I am pushing forty. Scary thought that is. And all of a sudden, as one nears this major milestone, thoughts of whether or not one’s life is relevant and noteworthy and on track with the game plan you made when you were twenty, come looming into the forefront. And one would think, as they neared that milestone in life, that image/self-consciousness/the ways we are seen by other significants in our lives, might fade in importance and significance.
Nada. Not in my world. Maybe not in your’s, either.
I am turning right onto our ice-covered road. We (or some of us, I should say…) have just spent three hours at a freeze-your-butt-off, cold rink, and everyone is hungry, tired and done in. The road feels like a welcome mat. We’re almost there.

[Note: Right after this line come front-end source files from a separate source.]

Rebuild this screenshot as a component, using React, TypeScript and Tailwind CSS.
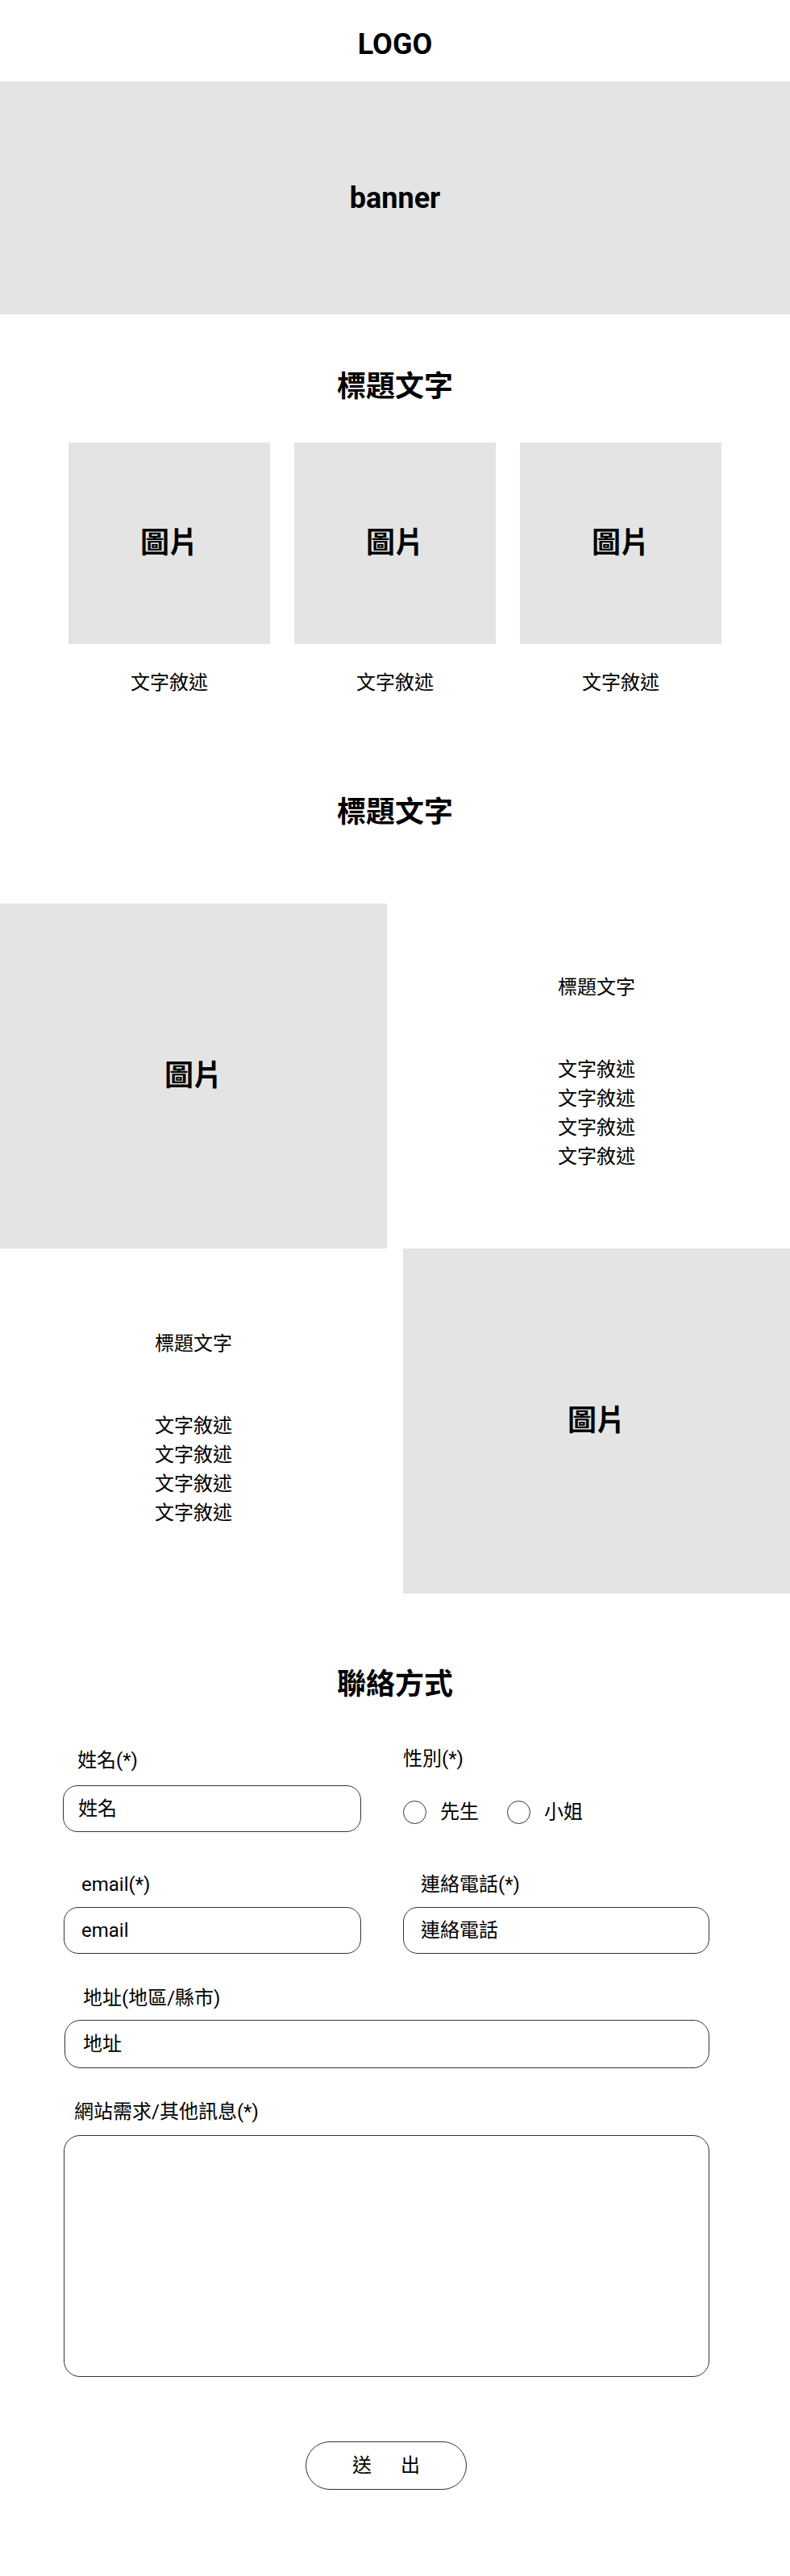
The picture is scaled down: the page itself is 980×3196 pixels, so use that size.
import React from "react";

const cards = ["圖片", "圖片", "圖片"];
const lines = ["文字敘述", "文字敘述", "文字敘述", "文字敘述"];

function TextBlock({ padTop }: { padTop: string }) {
  return (
    <div className={`w-[480px] flex flex-col items-center ${padTop}`}>
      <h3 className="text-[24px] leading-[36px] font-normal">標題文字</h3>
      <div className="mt-[66px] flex flex-col items-center">
        {lines.map((t, i) => (
          <p key={i} className="text-[24px] leading-[36px]">
            {t}
          </p>
        ))}
      </div>
    </div>
  );
}

function ImageBlock() {
  return (
    <div className="w-[480px] h-[428px] bg-[#e4e4e4] flex items-center justify-center">
      <span className="text-[36px] leading-[54px] font-bold">圖片</span>
    </div>
  );
}

function Radio({ label }: { label: string }) {
  return (
    <label className="flex items-center">
      <span className="w-[29px] h-[29px] rounded-full border border-[#333] bg-white" />
      <span className="ml-[17px] text-[24px] leading-[36px]">{label}</span>
    </label>
  );
}

const inputCls =
  "w-full border border-[#333] bg-white text-[24px] text-black placeholder:text-black outline-none";

export default function App() {
  return (
    <div className="w-[980px] min-h-[3196px] bg-white text-black font-['Roboto','Noto_Sans_CJK_TC',sans-serif]">
      {/* header */}
      <header className="pt-[28px] pb-[19px] flex justify-center">
        <h1 className="text-[36px] leading-[54px] font-bold">LOGO</h1>
      </header>

      {/* banner */}
      <section className="h-[289px] bg-[#e4e4e4] flex items-center justify-center">
        <span className="text-[36px] leading-[54px] font-bold">banner</span>
      </section>

      {/* three cards */}
      <section className="pt-[63px] flex flex-col items-center">
        <h2 className="text-[36px] leading-[54px] font-bold">標題文字</h2>
        <div className="mt-[42px] flex gap-[30px]">
          {cards.map((c, i) => (
            <div key={i} className="w-[250px] flex flex-col items-center">
              <div className="w-[250px] h-[250px] bg-[#e4e4e4] flex items-center justify-center">
                <span className="text-[36px] leading-[54px] font-bold">{c}</span>
              </div>
              <p className="mt-[30px] text-[24px] leading-[36px]">文字敘述</p>
            </div>
          ))}
        </div>
      </section>

      {/* alternating rows */}
      <section className="pt-[116px]">
        <h2 className="text-center text-[36px] leading-[54px] font-bold">標題文字</h2>
        <div className="mt-[86px] flex gap-[20px]">
          <ImageBlock />
          <TextBlock padTop="pt-[86px]" />
        </div>
        <div className="flex gap-[20px]">
          <TextBlock padTop="pt-[100px]" />
          <ImageBlock />
        </div>
      </section>

      {/* contact form */}
      <section className="pt-[86px] pb-[107px]">
        <h2 className="text-center text-[36px] leading-[54px] font-bold">聯絡方式</h2>
        <form className="ml-[78px] w-[802px] mt-[49px]">
          <div className="flex gap-[52px]">
            <div className="w-[370px]">
              <p className="pl-[18px] text-[24px] leading-[36px]">姓名(*)</p>
              <input
                className={`${inputCls} mt-[13px] h-[58px] rounded-[18px] pl-[18px]`}
                placeholder="姓名"
              />
            </div>
            <div className="w-[380px]">
              <p className="-mt-[2px] text-[24px] leading-[36px]">性別(*)</p>
              <div className="mt-[30px] flex items-center gap-[35px]">
                <Radio label="先生" />
                <Radio label="小姐" />
              </div>
            </div>
          </div>

          <div className="mt-[47px] flex gap-[52px]">
            <div className="w-[370px] pl-[1px]">
              <p className="pl-[22px] text-[24px] leading-[36px]">email(*)</p>
              <input
                className={`${inputCls} mt-[10px] h-[58px] rounded-[18px] pl-[21px]`}
                placeholder="email"
              />
            </div>
            <div className="w-[380px]">
              <p className="pl-[22px] text-[24px] leading-[36px]">連絡電話(*)</p>
              <input
                className={`${inputCls} mt-[10px] h-[58px] rounded-[18px] pl-[21px]`}
                placeholder="連絡電話"
              />
            </div>
          </div>

          <div className="mt-[37px] pl-[2px]">
            <p className="pl-[23px] text-[24px] leading-[36px]">地址(地區/縣市)</p>
            <input
              className={`${inputCls} mt-[9px] h-[60px] rounded-[20px] pl-[22px]`}
              placeholder="地址"
            />
          </div>

          <div className="mt-[36px] pl-[1px]">
            <p className="pl-[13px] text-[24px] leading-[36px]">網站需求/其他訊息(*)</p>
            <textarea className={`${inputCls} mt-[11px] h-[300px] rounded-[20px] resize-none p-[20px] block`} />
          </div>

          <div className="mt-[80px] flex justify-center">
            <button
              type="button"
              className="w-[200px] h-[60px] rounded-full border border-[#333] bg-white flex items-center justify-center gap-[36px] text-[24px] leading-[36px]"
            >
              <span>送</span>
              <span>出</span>
            </button>
          </div>
        </form>
      </section>
    </div>
  );
}
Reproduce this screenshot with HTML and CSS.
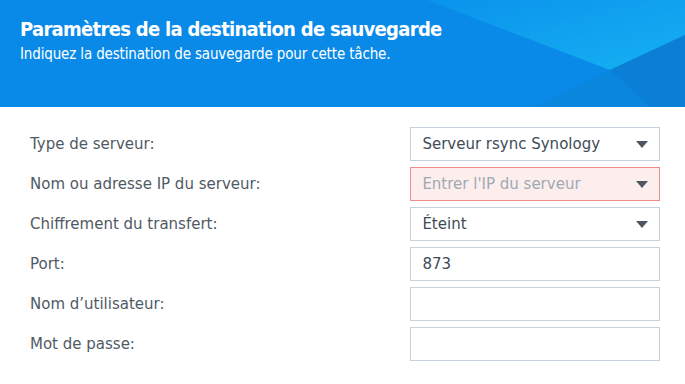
FILE: index.html
```html
<!DOCTYPE html>
<html lang="fr">
    <head>
        <meta charset="UTF-8" />
        <meta name="viewport" content="width=device-width, initial-scale=1.0" />
        <title>Paramètres de la destination de sauvegarde</title>
        <link rel="stylesheet" href="styles.css">
    </head>
    <body>
        <header class="banner">
            <h1>Paramètres de la destination de sauvegarde</h1>
            <p>Indiquez la destination de sauvegarde pour cette tâche.</p>
        </header>

        <form class="form">
            <div class="form-row">
                <label for="serverType">Type de serveur:</label>
                <div class="field combo">
                    <span>Serveur rsync Synology</span>
                    <i class="arrow"></i>
                </div>
            </div>
            <div class="form-row">
                <label for="serverIp">Nom ou adresse IP du serveur:</label>
                <div class="field combo invalid">
                    <span class="placeholder">Entrer l'IP du serveur</span>
                    <i class="arrow"></i>
                </div>
            </div>
            <div class="form-row">
                <label>Chiffrement du transfert:</label>
                <div class="field combo">
                    <span>Éteint</span>
                    <i class="arrow"></i>
                </div>
            </div>
            <div class="form-row">
                <label for="port">Port:</label>
                <input class="field" type="text" id="port" value="873" />
            </div>
            <div class="form-row">
                <label for="user">Nom d’utilisateur:</label>
                <input class="field" type="text" id="user" />
            </div>
            <div class="form-row">
                <label for="pass">Mot de passe:</label>
                <input class="field" type="password" id="pass" />
            </div>
        </form>
    </body>
</html>
```

FILE: styles.css
```css
body {
    font-family: "DejaVu Sans", Verdana, sans-serif;
    margin: 0;
    padding: 0;
    background: #fff;
    color: #505a64;
}

.banner {
    height: 107px;
    box-sizing: border-box;
    padding: 15px 20px 0;
    color: #fff;
    font-family: "DejaVu Sans Condensed", "DejaVu Sans", sans-serif;
    background-color: #0a8ae8;
    background-image: url("data:image/svg+xml,%3Csvg xmlns='http://www.w3.org/2000/svg' width='685' height='107'%3E%3Cdefs%3E%3ClinearGradient id='g' x1='0' y1='0' x2='1' y2='1'%3E%3Cstop offset='0' stop-color='%230a93ec'/%3E%3Cstop offset='1' stop-color='%2316b0f2'/%3E%3C/linearGradient%3E%3C/defs%3E%3Cpolygon points='0,0 427,0 610,70 533,107 0,107' fill='%230a8ae8'/%3E%3Cpolygon points='427,0 685,0 685,35 610,70' fill='url(%23g)'/%3E%3Cpolygon points='610,70 685,35 685,107 650,107' fill='%230b7fd6'/%3E%3Cpolygon points='610,70 650,107 533,107' fill='%230a86de'/%3E%3C/svg%3E");
    background-repeat: no-repeat;
}

.banner h1 {
    margin: 0;
    font-size: 20px;
    font-weight: bold;
    letter-spacing: -0.7px;
    line-height: 28px;
}

.banner p {
    margin: 1px 0 0;
    font-size: 15px;
    letter-spacing: -0.15px;
    line-height: 20px;
}

.form {
    padding: 20px 25px 0 30px;
    display: flex;
    flex-direction: column;
    gap: 6px;
}

.form-row {
    display: flex;
    align-items: center;
    height: 34px;
}

.form-row label {
    width: 381px;
    font-size: 15px;
}

.field {
    box-sizing: border-box;
    width: 250px;
    height: 34px;
    border: 1px solid #c8d2dc;
    background: #fff;
    padding: 0 11px;
    font-family: inherit;
    font-size: 15px;
    color: #414b55;
    outline: none;
}

.combo {
    display: flex;
    align-items: center;
    justify-content: space-between;
}

.combo.invalid {
    background: #fdeeee;
    border-color: #f28c8c;
}

.placeholder {
    color: #a0a8b2;
}

.arrow {
    width: 0;
    height: 0;
    border-left: 6px solid transparent;
    border-right: 6px solid transparent;
    border-top: 7px solid #4e5660;
}
```
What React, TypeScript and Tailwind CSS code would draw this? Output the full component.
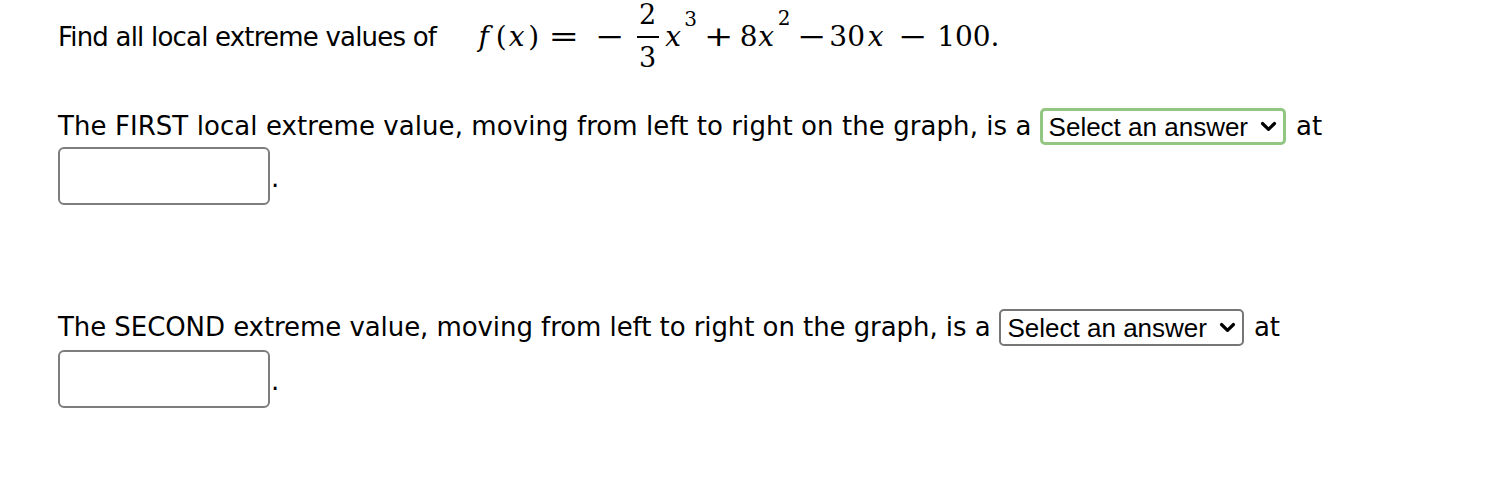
import { ReactElement, ReactNode } from 'react';

const Chevron = (): ReactElement => (
  <svg width="17" height="11" viewBox="0 0 17 11" className="ml-[12px] shrink-0">
    <path d="M2.5 2.5 L8.5 8.3 L14.5 2.5" fill="none" stroke="black" strokeWidth="3.2" strokeLinecap="round" strokeLinejoin="round" />
  </svg>
);

interface AnswerSelectProps {
  focused?: boolean;
}

const AnswerSelect = ({ focused }: AnswerSelectProps): ReactElement => (
  <span
    className={
      "ml-[8px] mr-[10px] inline-flex h-[37px] items-center rounded-[5px] bg-white pr-[6px] font-['Liberation_Sans',sans-serif] text-[26px] leading-none tracking-normal " +
      (focused ? 'border-[3px] border-[#94c683] pl-[6px]' : 'border-2 border-[#767676] pl-[7px]')
    }
  >
    Select an answer
    <Chevron />
  </span>
);

const AnswerBox = (): ReactElement => (
  <div className="flex items-end">
    <span className="block h-[58px] w-[212px] rounded-[6px] border-2 border-[#7d7d7d] bg-white" />
    <span className="mb-[14px] ml-[1px] text-[26px] leading-none">.</span>
  </div>
);

// one glyph cell of the formula, centred in a fixed advance
const Cell = ({ w, children, className = '' }: { w: string; children: ReactNode; className?: string }): ReactElement => (
  <span className={`inline-flex shrink-0 justify-center whitespace-nowrap ${w} ${className}`}>{children}</span>
);

// f(x) = -2/3 x^3 + 8x^2 - 30x - 100
const Formula = (): ReactElement => (
  <span className="inline-flex h-[74px] items-center font-['DejaVu_Serif',serif] text-[28px] leading-none">
    <Cell w="w-[25px]" className="italic">f</Cell>
    <Cell w="w-[10px]">(</Cell>
    <Cell w="w-[21px]" className="italic">x</Cell>
    <Cell w="w-[13px]">)</Cell>
    <Cell w="w-[47px]"><span className="scale-x-[1.3]">=</span></Cell>
    <Cell w="w-[46px]"><span className="scale-x-125">−</span></Cell>
    <Cell w="w-[29px]" className="-translate-y-[1px]">
      <span className="flex flex-col items-center text-[27px]">
        <span className="pb-[8px]">2</span>
        <span className="block h-[2px] w-[22px] bg-black" />
        <span className="pt-[6px]">3</span>
      </span>
    </Cell>
    <Cell w="w-[22px]" className="italic">x</Cell>
    <Cell w="w-[13px]" className="-translate-y-[18px] text-[20px]">3</Cell>
    <Cell w="w-[44px]"><span className="scale-x-125">+</span></Cell>
    <Cell w="w-[15px]">8</Cell>
    <Cell w="w-[20px]" className="italic">x</Cell>
    <Cell w="w-[16px]" className="-translate-y-[19px] text-[20px]">2</Cell>
    <Cell w="w-[39px]"><span className="scale-x-125">−</span></Cell>
    <Cell w="w-[32px]">30</Cell>
    <Cell w="w-[25px]" className="italic">x</Cell>
    <Cell w="w-[49px]"><span className="scale-x-125">−</span></Cell>
    <span>100.</span>
  </span>
);

export default function App(): ReactElement {
  return (
    <div className="min-h-[486px] bg-white px-[58px] font-['DejaVu_Sans',sans-serif] text-[26px] text-black">
      <div className="flex h-[74px] items-center">
        <span className="mr-[35px] tracking-[-0.8px]">Find all local extreme values of</span>
        <Formula />
      </div>

      <div className="mt-[34px]">
        <div className="flex h-[37px] items-center tracking-[0.07px]">
          The FIRST local extreme value, moving from left to right on the graph, is a
          <AnswerSelect focused />
          at
        </div>
        <div className="mt-[2px]">
          <AnswerBox />
        </div>
      </div>

      <div className="mt-[104px]">
        <div className="flex h-[37px] items-center tracking-[-0.07px]">
          The SECOND extreme value, moving from left to right on the graph, is a
          <AnswerSelect />
          at
        </div>
        <div className="mt-[4px]">
          <AnswerBox />
        </div>
      </div>
    </div>
  );
}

Youngest pipes up, totally out of the blue, “So-and-so farts at school and nobody even cares about it,”; and then from the backseat, the peanut gallery, comes the comment, “Stop talking about who farts at school, that’s not nice.” Or something to that effect. But Youngest carries on with her train of thought, seemingly unfazed by her sister’s critique of her choice of subject matter.
“No,” she says, “Nobody even cares. She justs farts, and everybody just keeps doing stuff and they don’t even notice.” She speaks of this all as if it is both completely amazing yet totally in the realm of the possible, all in one giant breath.
I do what mother’s do when they’re driving. I say this:
“Uh-huh.”
We carry on, arrive home, and the conversation is sucked up into the vortex of all that other stuff that makes our evening both crazy and bearable.
But I am left thinking, as I sit here tonight. What if it was always this way in our adult public personas? What if farts and burps and falls and sneezes and scruffy hair and shabby clothes and ‘what I did/didn’t do last Friday’ and all those clever things I only remember to say after the fact…really didn’t matter in the larger scheme of life?
What if people really didn’t notice when we messed up/failed/made mistakes/acted in embarrassing ways/lived less-than-perfect lives? What if people just “carried on anyway, acting as if this was normal” when we failed to live up to the expected standard? When we failed to live up to everyone else’s expectations of what is normal?
What if being quiet and shy and introverted was just as cool as being loud and funny and extroverted? What if being “religious” was considered praiseworthy? What if being studious, ‘wall-flowerish’ and intellectual was actually trendy? What if being a go-getter was admirable, and not threatening? What if cutting edge, ‘outside-the-box’ ways of thinking and doing were not intimidating to those who’ve always done things a certain way? What if mature, experienced mindsets were highly esteemed by those who haven’t lived as long, who haven’t seen and heard and known as much?
What if we just let people be people, farts, warts, silly little labels and all? And we just accepted them for the wonderful person God made them to be and then carried on with our own busy, all-important life, still interacting with all people as if they were just as important as everyone else? No less important and no more important. Making it real, and comfortable and honest, without putting on a show?
I think I’d like that world. If I ever were to get a glimpse of it.